26 Aug 2014
“If you try to change it, you will ruin it. Try to hold it, and you will lose it.”
― Lao Tzu, Tao Te Ching
Commentary & Analysis
A note on Chinese real estate concerns – Aussie seems the play on the FX side
As you probably know, real estate prices in China are falling. You only have to Google the following: “Chinese Ghost Cities,” to get a sense of how pronounced the over building seems in China.
But, despite rising concerns from many analysts, the question is this: Can China really afford a real estate crisis?
The short answer is no. Not only because real estate represents such a huge proportion of the country’s GDP, but according to the Financial Times:
“More than 90 per cent of urban households already own at least one home, and for those households that own apartments, nearly 76 per cent of their assets are in real estate, according to Gan Li, director of the Survey and Research Centre for China Household Finance in China.”
The total number of urban households is not defined in the article. But I think we can assume two things: 1) there are a lot of them, and 2) those households who have the money to invest in real estate are also the core consumer class in China. And according to reports, real estate has been a prime source of savings for young and old in China; thus it cuts across all generations. Thus, the potential for social unrest is there. But beyond that, I think we can conclude a real estate crisis will hit Chinese consumption hard, just as it did to US consumption. This is not a healthy prospect for the country given consumption to GDP is already at historically world-beating lows.
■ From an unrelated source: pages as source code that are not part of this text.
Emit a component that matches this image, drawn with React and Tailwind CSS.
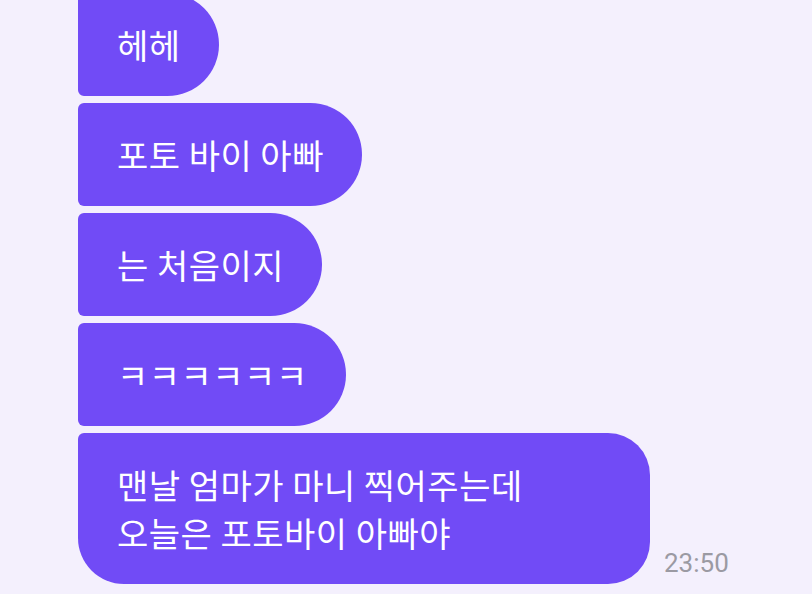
import React from 'react';

const font = { fontFamily: '"Noto Sans CJK KR", "Noto Sans", Roboto, sans-serif' };

const messages = ['헤헤', '포토 바이 아빠', '는 처음이지', 'ㅋㅋㅋㅋㅋㅋ'];

export default function App() {
  return (
    <div className="w-[812px] h-[594px] overflow-hidden bg-[#f4f0fd]" style={font}>
      <div className="flex flex-col items-start gap-[7px] pl-[78px] -mt-[7px]">
        {messages.map((m) => (
          <div
            key={m}
            className="h-[103px] flex items-center pl-[39px] pr-[38px] bg-[#714bf6] text-white text-[34px] tracking-[0.5px] leading-[48px] rounded-l-[6px] rounded-r-[52px]"
          >
            {m}
          </div>
        ))}

        {/* last bubble in group + time */}
        <div className="flex items-end">
          <div className="w-[572px] pt-[28px] pb-[27px] pl-[39px] pr-[38px] bg-[#714bf6] text-white text-[34px] tracking-[0.5px] leading-[48px] rounded-tl-[6px] rounded-tr-[42px] rounded-br-[42px] rounded-bl-[46px]">
            맨날 엄마가 마니 찍어주는데
            <br />
            오늘은 포토바이 아빠야
          </div>
          <span className="ml-[14px] mb-[8px] text-[26px] text-[#9b9aa3] leading-none" style={{ fontFamily: 'Roboto, sans-serif' }}>
            23:50
          </span>
        </div>
      </div>
    </div>
  );
}
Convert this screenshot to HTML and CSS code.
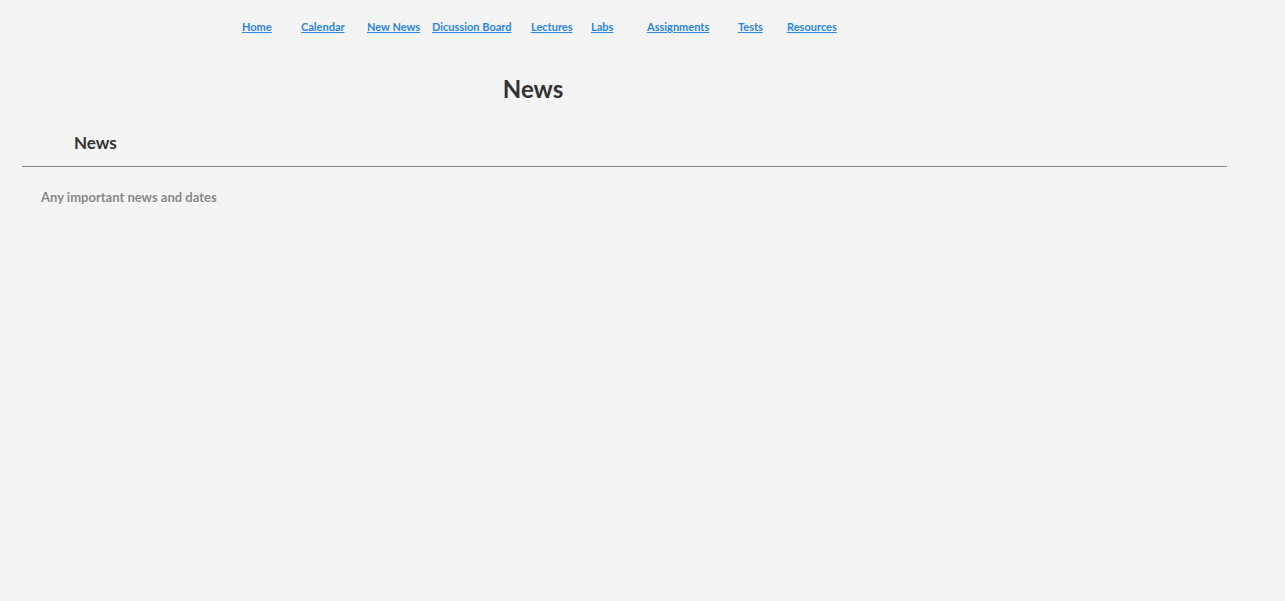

The Party seems serious about reform, which may be one reason why all those corrupt officials keep “jumping” out of windows. My bet is China runs out of corrupt officials before it runs out of windows (maybe this is an idea Washington D.C. can get behind). A key to reform is a transition away from massive investment stimulus, aka malinvestment into said Ghost Cities, to a more balanced consumer-based economy. The old economic model which served them well is dead. The leadership knows that. But knowing that and implementing change without major blow-back and social turmoil are two different things.
It seems the demand for liquidity in China is rising. This liquidity demand coincides with the mandate for banking reform, which by its nature reduces liquidity. And external sources of liquidity seem likely to fade, as:
1) The US Fed drains dollar liquidity out of the market
2) European banking continues to delever
So, can we expect another massive wave of stimulus from the Chinese government soon? Betting against this in the past has proved fruitless despite warning about the malinvestment risks. But even if we see more stimulus efforts to help real estate buyers in China, it is unlikely to have the same impact externally.
Because I don’t expect more building (anywhere relative to what we have seen) it’s unlikely another wave of raw materials demand will flow from China even if the government helps engineer a soft-landing in real estate. I say that because the banking reform mandate suggests any stimulus will be more closely monitored and targeted, as opposed to the blanket variety stimulus which in past seeped everywhere, was multiplied by Shadow Banking and supported a good portion of the massive overbuild and demand for commodities as its extension.
We can’t discount completely the possibility this time if different and real crisis will erupt in the real estate market (though we should probably place low probability on this event considering how China seems to cope so effectively with problems viewed as “a budding crisis” from the perspective of Western-based analysts applying conventional economic analysis). So given those as rationales, my favorite way to play this from a currency perspective is through the Australian dollar.
I’ve written here before (and maybe it is a bit of hyperbole on my part) saying Australia has become a satellite country of China, from an economic perspective. Maybe that isn’t true, but there still seems plenty of fallout left for the Australian economy whose massive build in mining capacity coincided nicely with the boom in Chinese real estate.